====== Collected material ======

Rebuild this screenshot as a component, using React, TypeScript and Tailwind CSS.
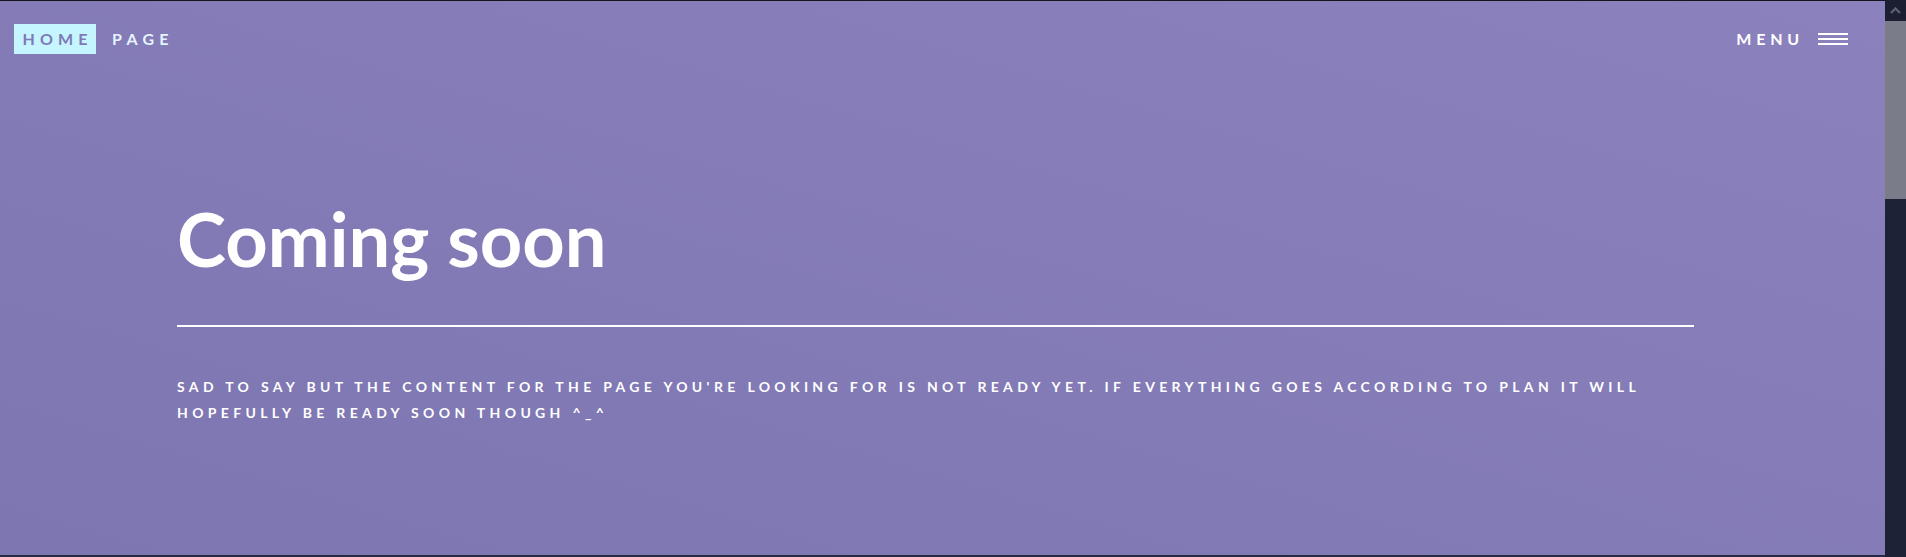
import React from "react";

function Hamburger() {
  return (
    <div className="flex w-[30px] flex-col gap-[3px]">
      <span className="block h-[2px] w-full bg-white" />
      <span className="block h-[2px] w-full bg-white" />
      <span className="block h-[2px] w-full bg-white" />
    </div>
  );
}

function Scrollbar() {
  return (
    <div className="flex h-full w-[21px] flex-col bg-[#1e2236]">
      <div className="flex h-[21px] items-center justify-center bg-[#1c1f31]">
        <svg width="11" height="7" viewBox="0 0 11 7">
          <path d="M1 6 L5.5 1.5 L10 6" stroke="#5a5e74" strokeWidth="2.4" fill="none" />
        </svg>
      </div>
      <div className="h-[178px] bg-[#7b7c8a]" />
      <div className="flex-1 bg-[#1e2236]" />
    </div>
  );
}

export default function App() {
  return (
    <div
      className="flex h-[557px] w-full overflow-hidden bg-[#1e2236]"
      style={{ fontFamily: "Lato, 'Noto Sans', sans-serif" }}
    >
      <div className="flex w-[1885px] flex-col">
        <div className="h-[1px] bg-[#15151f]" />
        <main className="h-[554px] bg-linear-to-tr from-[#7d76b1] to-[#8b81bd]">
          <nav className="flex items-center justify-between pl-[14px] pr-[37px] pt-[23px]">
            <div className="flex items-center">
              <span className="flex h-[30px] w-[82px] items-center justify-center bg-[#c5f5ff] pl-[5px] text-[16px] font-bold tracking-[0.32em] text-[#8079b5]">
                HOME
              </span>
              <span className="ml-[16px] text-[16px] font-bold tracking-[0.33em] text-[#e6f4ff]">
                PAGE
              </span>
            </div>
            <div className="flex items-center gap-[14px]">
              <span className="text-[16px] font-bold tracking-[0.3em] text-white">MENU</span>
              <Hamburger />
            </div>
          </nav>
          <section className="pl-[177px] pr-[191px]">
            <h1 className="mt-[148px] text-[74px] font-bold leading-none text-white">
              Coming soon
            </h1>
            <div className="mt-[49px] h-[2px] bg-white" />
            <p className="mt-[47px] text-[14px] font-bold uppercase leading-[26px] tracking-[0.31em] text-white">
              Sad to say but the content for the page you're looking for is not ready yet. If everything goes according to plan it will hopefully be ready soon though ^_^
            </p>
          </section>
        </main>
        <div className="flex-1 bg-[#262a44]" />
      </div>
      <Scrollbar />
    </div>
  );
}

======

Reproduce the whole listing exactly, but not the images in it.

Rebuild this screenshot as a component, using React, TypeScript and Tailwind CSS.
import React from "react";

function Hamburger() {
  return (
    <div className="flex w-[30px] flex-col gap-[3px]">
      <span className="block h-[2px] w-full bg-white" />
      <span className="block h-[2px] w-full bg-white" />
      <span className="block h-[2px] w-full bg-white" />
    </div>
  );
}

function Scrollbar() {
  return (
    <div className="flex h-full w-[21px] flex-col bg-[#1e2236]">
      <div className="flex h-[21px] items-center justify-center bg-[#1c1f31]">
        <svg width="11" height="7" viewBox="0 0 11 7">
          <path d="M1 6 L5.5 1.5 L10 6" stroke="#5a5e74" strokeWidth="2.4" fill="none" />
        </svg>
      </div>
      <div className="h-[178px] bg-[#7b7c8a]" />
      <div className="flex-1 bg-[#1e2236]" />
    </div>
  );
}

export default function App() {
  return (
    <div
      className="flex h-[557px] w-full overflow-hidden bg-[#1e2236]"
      style={{ fontFamily: "Lato, 'Noto Sans', sans-serif" }}
    >
      <div className="flex w-[1885px] flex-col">
        <div className="h-[1px] bg-[#15151f]" />
        <main className="h-[554px] bg-linear-to-tr from-[#7d76b1] to-[#8b81bd]">
          <nav className="flex items-center justify-between pl-[14px] pr-[37px] pt-[23px]">
            <div className="flex items-center">
              <span className="flex h-[30px] w-[82px] items-center justify-center bg-[#c5f5ff] pl-[5px] text-[16px] font-bold tracking-[0.32em] text-[#8079b5]">
                HOME
              </span>
              <span className="ml-[16px] text-[16px] font-bold tracking-[0.33em] text-[#e6f4ff]">
                PAGE
              </span>
            </div>
            <div className="flex items-center gap-[14px]">
              <span className="text-[16px] font-bold tracking-[0.3em] text-white">MENU</span>
              <Hamburger />
            </div>
          </nav>
          <section className="pl-[177px] pr-[191px]">
            <h1 className="mt-[148px] text-[74px] font-bold leading-none text-white">
              Coming soon
            </h1>
            <div className="mt-[49px] h-[2px] bg-white" />
            <p className="mt-[47px] text-[14px] font-bold uppercase leading-[26px] tracking-[0.31em] text-white">
              Sad to say but the content for the page you're looking for is not ready yet. If everything goes according to plan it will hopefully be ready soon though ^_^
            </p>
          </section>
        </main>
        <div className="flex-1 bg-[#262a44]" />
      </div>
      <Scrollbar />
    </div>
  );
}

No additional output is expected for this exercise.